Does the wavelength has anything to do with length is there something moving up and down and each cycle is a complete wave
In classical EM, the answer is that the wavelength is the distance between the peak voltages in the electric field.
When you think of a water wave, it's easy to see the peak because its sticking up out of the water.
But consider a sound wave in metal... there's no physical peak in the same terms. In this case, the wavelength is the distance between the peak tension in the metal as the sound squeezes and stretches it. There's physical motion at the microscopic level, but you don't see it.
Classical EM works in the same fashion, it's the internal "tension" of the electric (or magnetic) field that you're measuring. Of course that begs the question what this field is that you're working on, but that's another question (or non-question, I guess)...
When this field passes a conductive material, the basic pattern of the field can be seen in the motion of the electrons in the conductor. That's how antennas create a signal that electronics can amplify. You won't see that either, but this is more directly like the sound case.
The frequency of a wave is related to it´s energy
Now that's something different. This statement is not true in classical EM, this is something that arises in QM. If the book does not make that clear, the book is crap.
The wavelength of a wave can stop a wave from passing trough a hole with a diameter equal to x
You're lucky this is so, otherwise you'd fry yourself looking through the holes in the metal plate in the door of a microwave!
So the reason for this is very complex, but it all boils down to the hole having to be in a material that interacts with the EM. So it's a metal plate in the door, not a plastic one.
Think about the old-school TV antennas you see, sadly hanging on rusting towers. Ever notice they always consist of a series of horizontal metal poles, with a clearly defined distance between them?
What happens is that any time you have a current in a conductor it radiates EM. So when a radio (TV) signal goes past the antenna it picks up that pattern and then rebroadcasts it. The strength of that signal is maximized if the rods, or elements, are a resonant length - which is why you have different lengths in a TV antenna to pick up different channels.
If you space the metal rods properly, that secondary signal will arrive at a given location exactly one wavelength after the "original" signal, and the two will constructively interfere. Put a bunch in a row and you amplify the signal. If you look closely at one of these antennas, you'll note the wires going to the TV actually only connect to one of the sets of rods, the others are passively adding to the signal through this interference process.

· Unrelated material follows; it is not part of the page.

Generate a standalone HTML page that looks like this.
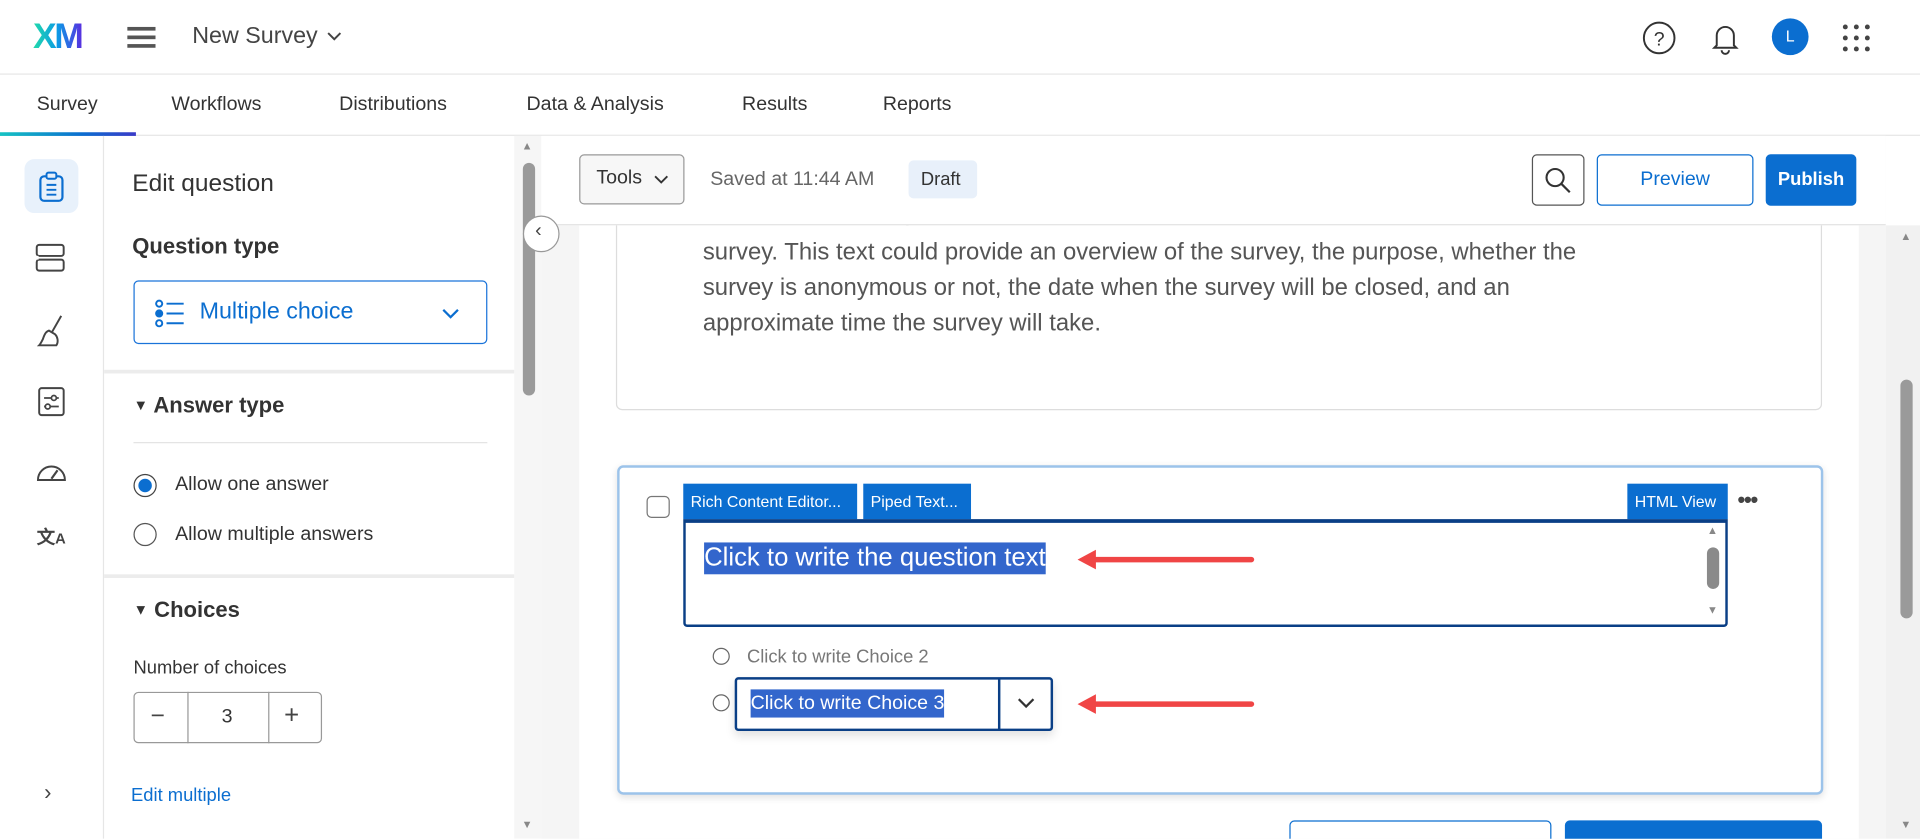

I hope that makes sense...
The same thing is happening in the plate, sort of. In this case the responding signal interferes destructively with the original signal on the back, and constructively on the front. The result is basically a mirror. But this only works when the holes are smaller than the wavelength and the plate has the right thickness. Microwaves are around 2.4 cm, so a hole that's a couple of mm is effectively like no hole at all. Light from the bulb inside is millions of times smaller, so it gets through no problem.
Handy, no?
Another example: have you noticed modern TV antennas don't look like the old-school ones? They have an X shaped active element at the front, and then a bunch of rods behind them. The rods are spaced close together, compared to the ~2m long signals they may as well be a solid sheet of metal. Yet the rods have a crapload less wind drag than a solid sheet.
Handy, no?
It's also much more complex than that, and you need to use all sorts of expansions and such to calculate it, but this is the basic idea.